§ What you will do
Return each line of the listing that contains the string "styles".

§ Supplied material
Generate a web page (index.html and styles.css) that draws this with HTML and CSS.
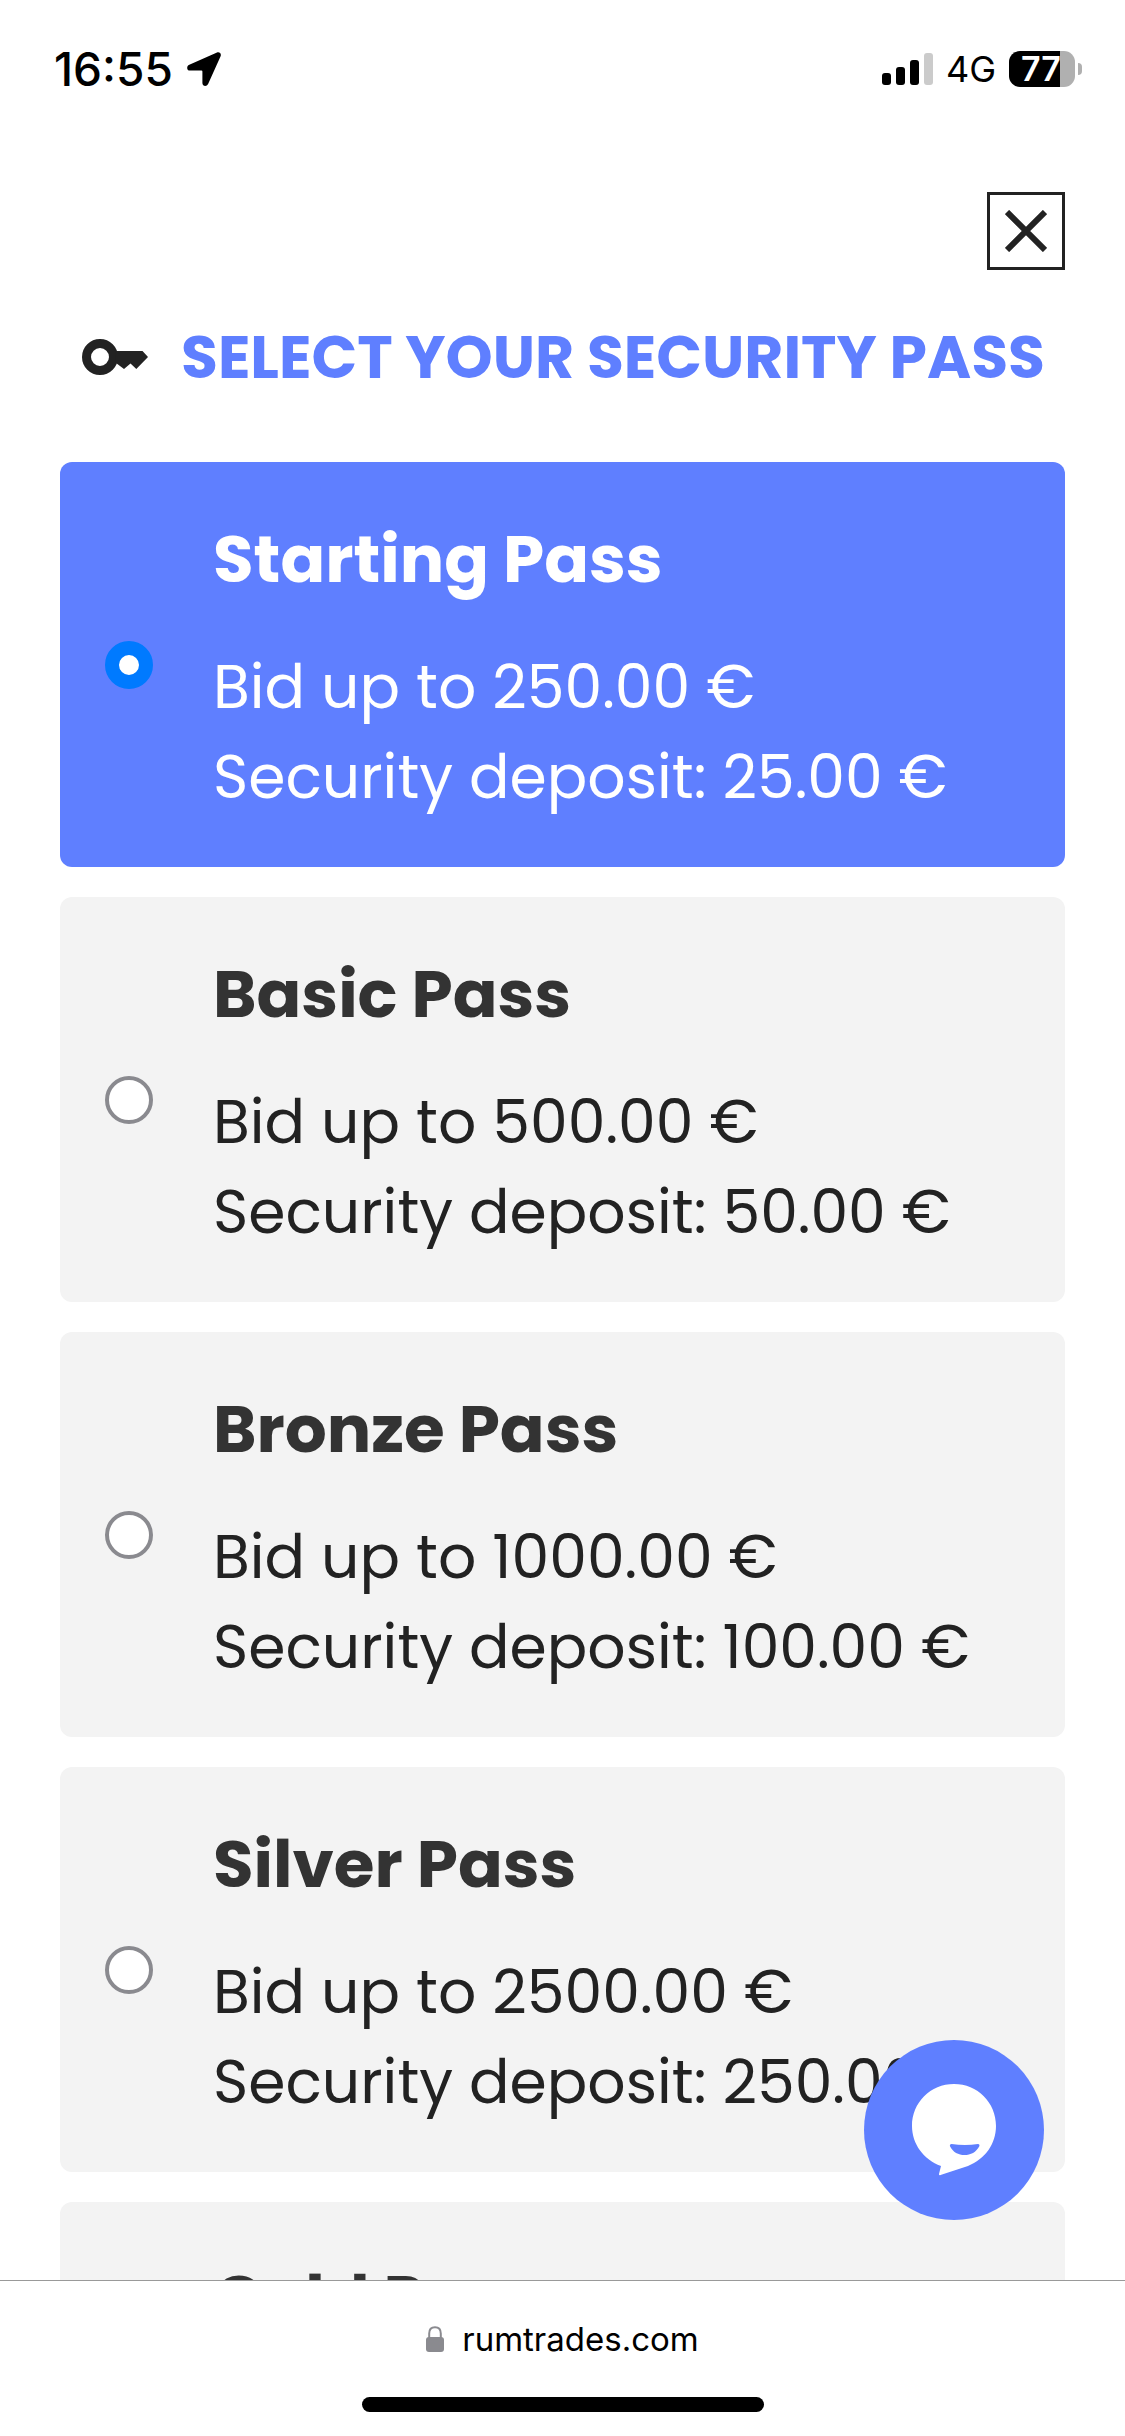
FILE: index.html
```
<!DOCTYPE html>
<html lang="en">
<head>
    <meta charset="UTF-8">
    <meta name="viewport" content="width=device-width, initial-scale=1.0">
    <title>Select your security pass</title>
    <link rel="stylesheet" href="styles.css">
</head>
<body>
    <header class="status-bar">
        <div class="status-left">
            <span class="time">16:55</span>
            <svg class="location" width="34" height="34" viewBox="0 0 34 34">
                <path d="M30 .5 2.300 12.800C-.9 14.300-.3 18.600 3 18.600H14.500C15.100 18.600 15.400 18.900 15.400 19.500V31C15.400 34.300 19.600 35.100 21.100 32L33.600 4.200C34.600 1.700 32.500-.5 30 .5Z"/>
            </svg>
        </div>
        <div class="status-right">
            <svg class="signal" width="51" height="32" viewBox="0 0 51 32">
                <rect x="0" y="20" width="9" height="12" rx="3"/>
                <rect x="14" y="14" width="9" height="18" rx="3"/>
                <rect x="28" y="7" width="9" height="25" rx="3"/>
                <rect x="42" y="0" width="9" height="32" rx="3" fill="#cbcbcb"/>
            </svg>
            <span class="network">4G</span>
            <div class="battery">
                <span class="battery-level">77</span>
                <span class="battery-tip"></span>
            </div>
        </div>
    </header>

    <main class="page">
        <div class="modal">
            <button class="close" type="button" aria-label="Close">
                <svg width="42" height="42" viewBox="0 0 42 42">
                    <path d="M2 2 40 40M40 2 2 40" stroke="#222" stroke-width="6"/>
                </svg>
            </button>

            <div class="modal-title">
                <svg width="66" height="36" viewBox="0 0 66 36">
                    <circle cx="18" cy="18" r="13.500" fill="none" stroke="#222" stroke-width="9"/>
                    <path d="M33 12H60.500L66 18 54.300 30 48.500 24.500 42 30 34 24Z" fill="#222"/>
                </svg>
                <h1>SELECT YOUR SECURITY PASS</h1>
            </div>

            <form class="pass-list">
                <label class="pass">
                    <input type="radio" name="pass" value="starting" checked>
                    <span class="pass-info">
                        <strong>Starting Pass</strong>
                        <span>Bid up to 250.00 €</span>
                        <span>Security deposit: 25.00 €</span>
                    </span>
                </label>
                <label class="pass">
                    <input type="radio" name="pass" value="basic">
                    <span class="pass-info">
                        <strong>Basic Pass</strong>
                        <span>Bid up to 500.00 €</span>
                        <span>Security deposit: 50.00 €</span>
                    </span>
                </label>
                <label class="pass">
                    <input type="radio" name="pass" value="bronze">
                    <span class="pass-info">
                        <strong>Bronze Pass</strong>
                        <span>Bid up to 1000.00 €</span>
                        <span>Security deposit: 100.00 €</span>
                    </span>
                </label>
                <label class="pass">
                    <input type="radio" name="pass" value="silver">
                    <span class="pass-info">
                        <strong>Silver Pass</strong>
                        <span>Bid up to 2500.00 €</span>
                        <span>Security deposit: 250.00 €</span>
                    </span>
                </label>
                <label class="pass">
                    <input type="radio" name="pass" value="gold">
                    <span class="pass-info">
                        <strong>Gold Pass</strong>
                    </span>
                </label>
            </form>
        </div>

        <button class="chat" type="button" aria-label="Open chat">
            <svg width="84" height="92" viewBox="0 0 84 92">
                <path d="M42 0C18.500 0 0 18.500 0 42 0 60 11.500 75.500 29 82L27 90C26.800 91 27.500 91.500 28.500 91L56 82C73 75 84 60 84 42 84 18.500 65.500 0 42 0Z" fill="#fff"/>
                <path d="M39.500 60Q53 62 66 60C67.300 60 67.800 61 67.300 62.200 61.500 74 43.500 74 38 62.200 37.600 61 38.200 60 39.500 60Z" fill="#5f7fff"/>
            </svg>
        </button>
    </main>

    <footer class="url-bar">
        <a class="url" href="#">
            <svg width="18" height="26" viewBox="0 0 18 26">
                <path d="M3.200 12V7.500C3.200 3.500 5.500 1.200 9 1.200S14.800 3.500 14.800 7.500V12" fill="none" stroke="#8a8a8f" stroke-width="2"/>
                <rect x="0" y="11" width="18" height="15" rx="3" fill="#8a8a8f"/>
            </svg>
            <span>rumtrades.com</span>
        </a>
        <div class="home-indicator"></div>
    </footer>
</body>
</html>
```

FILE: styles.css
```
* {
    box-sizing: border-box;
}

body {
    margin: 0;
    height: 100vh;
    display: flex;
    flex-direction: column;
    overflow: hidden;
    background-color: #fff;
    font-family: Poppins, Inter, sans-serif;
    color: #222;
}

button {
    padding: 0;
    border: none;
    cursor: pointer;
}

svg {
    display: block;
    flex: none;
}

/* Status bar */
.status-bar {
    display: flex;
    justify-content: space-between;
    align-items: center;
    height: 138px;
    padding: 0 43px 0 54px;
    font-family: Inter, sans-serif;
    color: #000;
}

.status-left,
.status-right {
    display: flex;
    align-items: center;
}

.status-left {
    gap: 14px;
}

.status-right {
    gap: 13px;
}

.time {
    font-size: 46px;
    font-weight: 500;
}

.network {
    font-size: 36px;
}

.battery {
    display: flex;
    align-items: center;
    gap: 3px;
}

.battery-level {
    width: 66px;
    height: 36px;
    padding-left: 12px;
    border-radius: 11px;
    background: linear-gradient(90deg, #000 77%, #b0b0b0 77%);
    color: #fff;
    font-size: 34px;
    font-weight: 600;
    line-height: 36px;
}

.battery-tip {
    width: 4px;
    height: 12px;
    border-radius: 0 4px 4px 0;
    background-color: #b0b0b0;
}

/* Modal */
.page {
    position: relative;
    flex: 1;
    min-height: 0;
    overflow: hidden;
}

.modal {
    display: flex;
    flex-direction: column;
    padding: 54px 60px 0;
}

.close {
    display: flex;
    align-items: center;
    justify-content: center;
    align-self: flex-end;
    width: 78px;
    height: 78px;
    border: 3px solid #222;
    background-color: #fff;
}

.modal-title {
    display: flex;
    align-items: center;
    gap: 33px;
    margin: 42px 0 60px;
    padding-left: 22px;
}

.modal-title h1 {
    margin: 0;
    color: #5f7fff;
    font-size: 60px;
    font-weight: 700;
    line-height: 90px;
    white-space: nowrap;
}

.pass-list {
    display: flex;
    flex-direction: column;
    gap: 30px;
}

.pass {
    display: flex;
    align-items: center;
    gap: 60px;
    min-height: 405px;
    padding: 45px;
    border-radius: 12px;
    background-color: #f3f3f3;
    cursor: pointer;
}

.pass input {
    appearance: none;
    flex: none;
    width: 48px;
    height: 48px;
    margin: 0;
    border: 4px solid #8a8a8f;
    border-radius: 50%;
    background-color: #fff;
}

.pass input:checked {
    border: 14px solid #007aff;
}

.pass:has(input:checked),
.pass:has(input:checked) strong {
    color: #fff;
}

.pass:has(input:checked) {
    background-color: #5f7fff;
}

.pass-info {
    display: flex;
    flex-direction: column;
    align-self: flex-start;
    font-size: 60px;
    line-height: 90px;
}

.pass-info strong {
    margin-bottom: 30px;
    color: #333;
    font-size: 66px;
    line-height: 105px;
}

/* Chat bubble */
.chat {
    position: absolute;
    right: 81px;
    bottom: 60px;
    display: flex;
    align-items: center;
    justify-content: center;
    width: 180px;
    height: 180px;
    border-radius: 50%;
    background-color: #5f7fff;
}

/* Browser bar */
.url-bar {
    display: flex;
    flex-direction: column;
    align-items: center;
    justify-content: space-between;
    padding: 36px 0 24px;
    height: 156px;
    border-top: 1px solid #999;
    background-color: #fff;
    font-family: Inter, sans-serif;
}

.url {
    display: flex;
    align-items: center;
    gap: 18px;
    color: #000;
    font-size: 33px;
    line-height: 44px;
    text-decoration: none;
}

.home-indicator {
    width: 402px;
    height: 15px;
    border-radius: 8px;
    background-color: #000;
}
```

§ Result of the task
Generate a web page (index.html and styles.css) that draws this with HTML and CSS.
    <link rel="stylesheet" href="styles.css">
FILE: styles.css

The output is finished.